### Data lines
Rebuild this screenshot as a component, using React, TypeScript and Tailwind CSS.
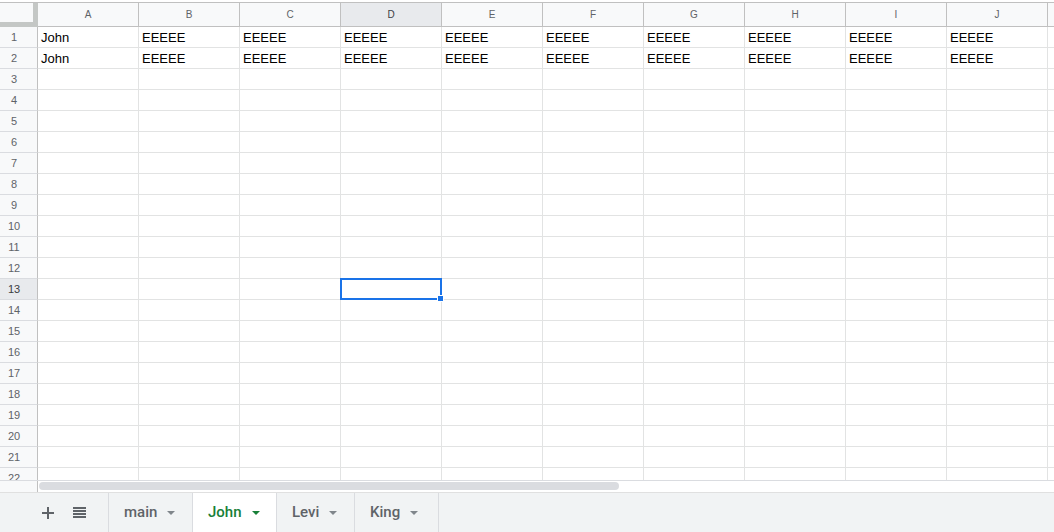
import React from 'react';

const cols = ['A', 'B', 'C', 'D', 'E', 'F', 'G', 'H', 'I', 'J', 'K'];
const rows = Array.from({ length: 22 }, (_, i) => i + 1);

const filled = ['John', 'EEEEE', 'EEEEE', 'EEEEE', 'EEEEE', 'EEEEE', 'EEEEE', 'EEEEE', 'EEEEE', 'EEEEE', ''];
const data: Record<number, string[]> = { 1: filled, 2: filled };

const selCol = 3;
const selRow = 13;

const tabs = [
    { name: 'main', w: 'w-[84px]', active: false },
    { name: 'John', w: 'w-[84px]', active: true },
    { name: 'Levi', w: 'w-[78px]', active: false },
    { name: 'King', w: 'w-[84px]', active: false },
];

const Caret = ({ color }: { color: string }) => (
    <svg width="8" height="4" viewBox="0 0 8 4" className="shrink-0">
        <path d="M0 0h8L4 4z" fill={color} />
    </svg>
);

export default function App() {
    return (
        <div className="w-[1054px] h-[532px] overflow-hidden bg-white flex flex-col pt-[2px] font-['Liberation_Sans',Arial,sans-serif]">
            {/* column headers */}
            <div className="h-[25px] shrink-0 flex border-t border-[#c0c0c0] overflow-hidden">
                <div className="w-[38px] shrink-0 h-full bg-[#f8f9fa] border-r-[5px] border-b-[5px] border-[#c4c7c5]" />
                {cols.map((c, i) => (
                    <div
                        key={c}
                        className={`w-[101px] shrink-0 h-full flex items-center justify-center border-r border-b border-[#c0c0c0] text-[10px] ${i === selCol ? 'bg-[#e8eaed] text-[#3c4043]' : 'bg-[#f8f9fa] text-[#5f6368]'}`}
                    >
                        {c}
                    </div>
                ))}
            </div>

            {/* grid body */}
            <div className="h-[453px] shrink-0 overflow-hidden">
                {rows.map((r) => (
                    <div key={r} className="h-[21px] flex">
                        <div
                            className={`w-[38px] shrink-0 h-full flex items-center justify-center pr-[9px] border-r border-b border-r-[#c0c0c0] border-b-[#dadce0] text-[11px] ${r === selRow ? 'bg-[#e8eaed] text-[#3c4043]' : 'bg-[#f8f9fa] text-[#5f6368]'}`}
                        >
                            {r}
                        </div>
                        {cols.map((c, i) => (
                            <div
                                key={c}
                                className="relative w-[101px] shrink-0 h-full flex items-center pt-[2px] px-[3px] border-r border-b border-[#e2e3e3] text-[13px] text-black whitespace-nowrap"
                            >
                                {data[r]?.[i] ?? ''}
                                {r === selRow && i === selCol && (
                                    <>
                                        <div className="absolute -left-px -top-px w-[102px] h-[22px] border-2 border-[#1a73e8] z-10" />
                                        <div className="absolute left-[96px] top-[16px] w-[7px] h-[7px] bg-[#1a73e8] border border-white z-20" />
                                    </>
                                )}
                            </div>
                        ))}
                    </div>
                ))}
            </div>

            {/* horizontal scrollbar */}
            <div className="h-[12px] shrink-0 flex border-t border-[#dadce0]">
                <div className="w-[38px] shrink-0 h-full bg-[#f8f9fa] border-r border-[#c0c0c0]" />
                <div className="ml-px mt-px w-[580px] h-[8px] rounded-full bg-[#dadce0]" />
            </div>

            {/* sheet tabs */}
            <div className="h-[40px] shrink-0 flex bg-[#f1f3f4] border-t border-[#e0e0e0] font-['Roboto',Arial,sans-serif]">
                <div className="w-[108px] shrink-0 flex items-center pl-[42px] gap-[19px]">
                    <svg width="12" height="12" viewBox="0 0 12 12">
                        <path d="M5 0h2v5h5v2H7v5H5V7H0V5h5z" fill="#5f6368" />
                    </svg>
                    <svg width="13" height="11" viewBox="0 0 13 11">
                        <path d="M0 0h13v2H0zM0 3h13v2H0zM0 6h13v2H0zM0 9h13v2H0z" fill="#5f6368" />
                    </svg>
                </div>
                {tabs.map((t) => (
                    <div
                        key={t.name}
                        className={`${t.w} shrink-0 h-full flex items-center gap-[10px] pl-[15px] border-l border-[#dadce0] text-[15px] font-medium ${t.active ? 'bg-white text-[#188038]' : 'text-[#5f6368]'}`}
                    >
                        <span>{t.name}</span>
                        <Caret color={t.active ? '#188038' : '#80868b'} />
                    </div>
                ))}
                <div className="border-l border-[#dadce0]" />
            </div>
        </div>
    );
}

### Written task
Skip the pictures, then retype every line above exactly.

### Answer
Rebuild this screenshot as a component, using React, TypeScript and Tailwind CSS.
import React from 'react';

const cols = ['A', 'B', 'C', 'D', 'E', 'F', 'G', 'H', 'I', 'J', 'K'];
const rows = Array.from({ length: 22 }, (_, i) => i + 1);

const filled = ['John', 'EEEEE', 'EEEEE', 'EEEEE', 'EEEEE', 'EEEEE', 'EEEEE', 'EEEEE', 'EEEEE', 'EEEEE', ''];
const data: Record<number, string[]> = { 1: filled, 2: filled };

const selCol = 3;
const selRow = 13;

const tabs = [
    { name: 'main', w: 'w-[84px]', active: false },
    { name: 'John', w: 'w-[84px]', active: true },
    { name: 'Levi', w: 'w-[78px]', active: false },
    { name: 'King', w: 'w-[84px]', active: false },
];

const Caret = ({ color }: { color: string }) => (
    <svg width="8" height="4" viewBox="0 0 8 4" className="shrink-0">
        <path d="M0 0h8L4 4z" fill={color} />
    </svg>
);

export default function App() {
    return (
        <div className="w-[1054px] h-[532px] overflow-hidden bg-white flex flex-col pt-[2px] font-['Liberation_Sans',Arial,sans-serif]">
            {/* column headers */}
            <div className="h-[25px] shrink-0 flex border-t border-[#c0c0c0] overflow-hidden">
                <div className="w-[38px] shrink-0 h-full bg-[#f8f9fa] border-r-[5px] border-b-[5px] border-[#c4c7c5]" />
                {cols.map((c, i) => (
                    <div
                        key={c}
                        className={`w-[101px] shrink-0 h-full flex items-center justify-center border-r border-b border-[#c0c0c0] text-[10px] ${i === selCol ? 'bg-[#e8eaed] text-[#3c4043]' : 'bg-[#f8f9fa] text-[#5f6368]'}`}
                    >
                        {c}
                    </div>
                ))}
            </div>

            {/* grid body */}
            <div className="h-[453px] shrink-0 overflow-hidden">
                {rows.map((r) => (
                    <div key={r} className="h-[21px] flex">
                        <div
                            className={`w-[38px] shrink-0 h-full flex items-center justify-center pr-[9px] border-r border-b border-r-[#c0c0c0] border-b-[#dadce0] text-[11px] ${r === selRow ? 'bg-[#e8eaed] text-[#3c4043]' : 'bg-[#f8f9fa] text-[#5f6368]'}`}
                        >
                            {r}
                        </div>
                        {cols.map((c, i) => (
                            <div
                                key={c}
                                className="relative w-[101px] shrink-0 h-full flex items-center pt-[2px] px-[3px] border-r border-b border-[#e2e3e3] text-[13px] text-black whitespace-nowrap"
                            >
                                {data[r]?.[i] ?? ''}
                                {r === selRow && i === selCol && (
                                    <>
                                        <div className="absolute -left-px -top-px w-[102px] h-[22px] border-2 border-[#1a73e8] z-10" />
                                        <div className="absolute left-[96px] top-[16px] w-[7px] h-[7px] bg-[#1a73e8] border border-white z-20" />
                                    </>
                                )}
                            </div>
                        ))}
                    </div>
                ))}
            </div>

            {/* horizontal scrollbar */}
            <div className="h-[12px] shrink-0 flex border-t border-[#dadce0]">
                <div className="w-[38px] shrink-0 h-full bg-[#f8f9fa] border-r border-[#c0c0c0]" />
                <div className="ml-px mt-px w-[580px] h-[8px] rounded-full bg-[#dadce0]" />
            </div>

            {/* sheet tabs */}
            <div className="h-[40px] shrink-0 flex bg-[#f1f3f4] border-t border-[#e0e0e0] font-['Roboto',Arial,sans-serif]">
                <div className="w-[108px] shrink-0 flex items-center pl-[42px] gap-[19px]">
                    <svg width="12" height="12" viewBox="0 0 12 12">
                        <path d="M5 0h2v5h5v2H7v5H5V7H0V5h5z" fill="#5f6368" />
                    </svg>
                    <svg width="13" height="11" viewBox="0 0 13 11">
                        <path d="M0 0h13v2H0zM0 3h13v2H0zM0 6h13v2H0zM0 9h13v2H0z" fill="#5f6368" />
                    </svg>
                </div>
                {tabs.map((t) => (
                    <div
                        key={t.name}
                        className={`${t.w} shrink-0 h-full flex items-center gap-[10px] pl-[15px] border-l border-[#dadce0] text-[15px] font-medium ${t.active ? 'bg-white text-[#188038]' : 'text-[#5f6368]'}`}
                    >
                        <span>{t.name}</span>
                        <Caret color={t.active ? '#188038' : '#80868b'} />
                    </div>
                ))}
                <div className="border-l border-[#dadce0]" />
            </div>
        </div>
    );
}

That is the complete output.